Certamente os maiores estímulos à posição de intransigência dos índios são a simpatia que sabem ter sua causa perante a mídia internacional e, especialmente, as teses dos antropólogos da Funai, que lhes avalizam o direito ao domínio daquelas áreas - mesmo antes de que a lei e/ou a Justiça o reconheçam. Pelo estudo entregue à Funai pelos antropólogos Rubens Tomás de Almeida e Fábio Mura, as propriedades rurais que os índios caiovás-guaranis ocupam ao redor da Reserva Porto Lindo (MS) pertencem, de fato, a seus antepassados. É claro que houve, pelo menos, uma desastrada precipitação na comunicação de tais conclusões aos índios - que transformou em poderosa bandeira reivindicatória o que ainda não estava definido pela sociedade, por meio de seus representantes.
Atente-se para estas outras observações do prefeito de Japorã: "A culpa da encrenca é do Incra, que ignorou a presença dos índios e dividiu as áreas para assentamento de colonos. Os caiovás foram empurrados para Porto Lindo.
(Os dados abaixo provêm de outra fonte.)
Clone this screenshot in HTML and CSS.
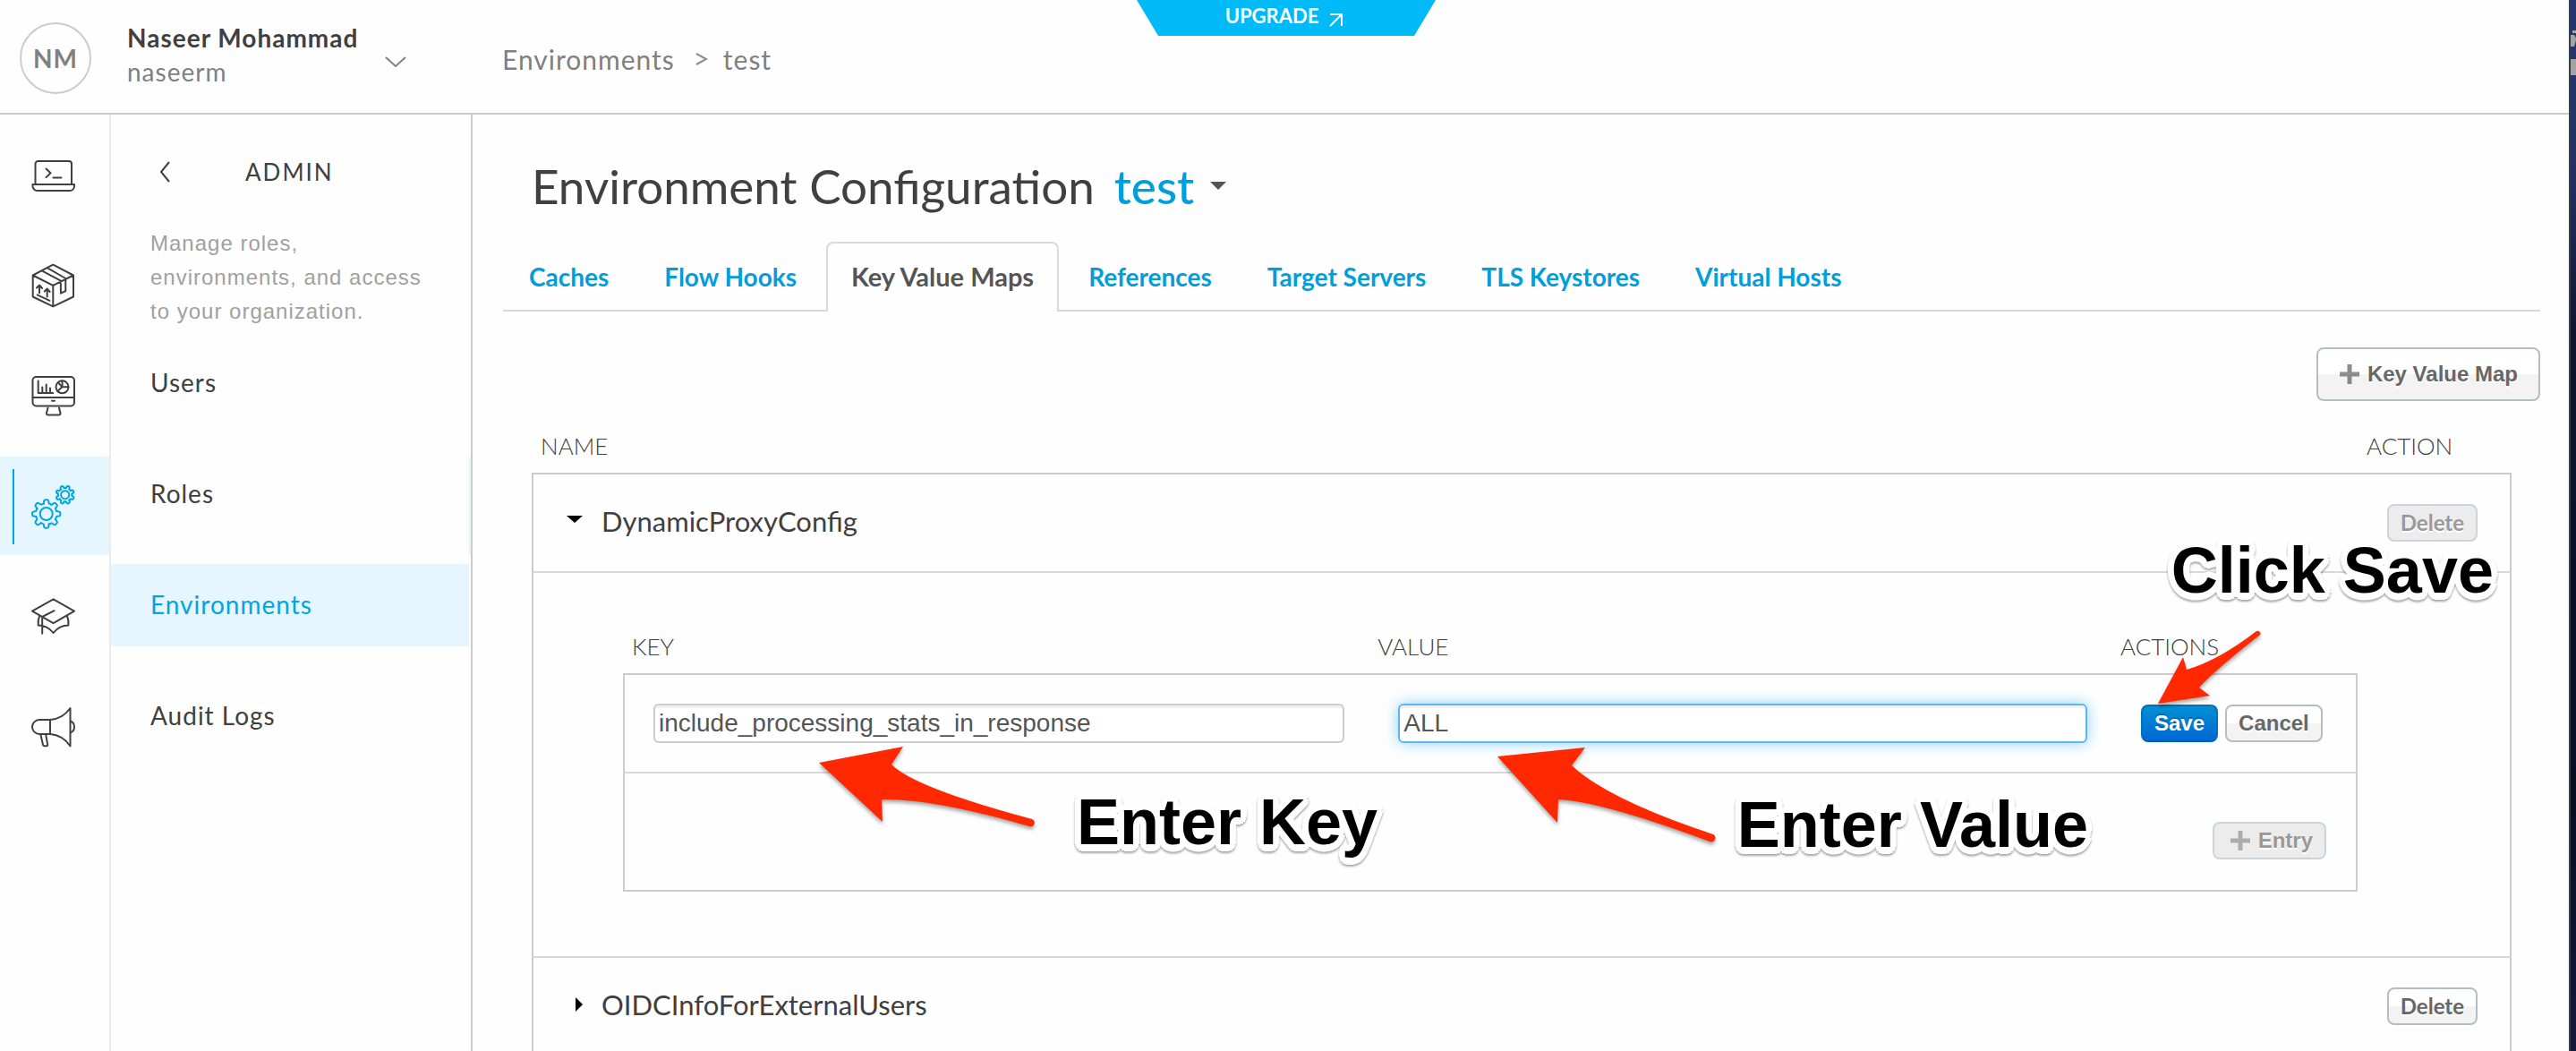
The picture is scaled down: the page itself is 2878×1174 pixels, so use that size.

Numa área de 1.648 hectares, vivem quase 4 mil índios, o que tem levado a aldeia a uma situação de miséria." Realmente, esta é uma situação de verdadeiro cortiço rural. A ampliação da reserva para 9,6 mil hectares pode ser justa, desde que se respeite - com a devida indenização - o direito dos fazendeiros locais. E sobretudo desde que isso não passe a ser considerado pelos indígenas de várias regiões do País como a largada para a "recuperação" de todo o território que "perderam" para os caras-pálidas portugueses, desde o Descobrimento.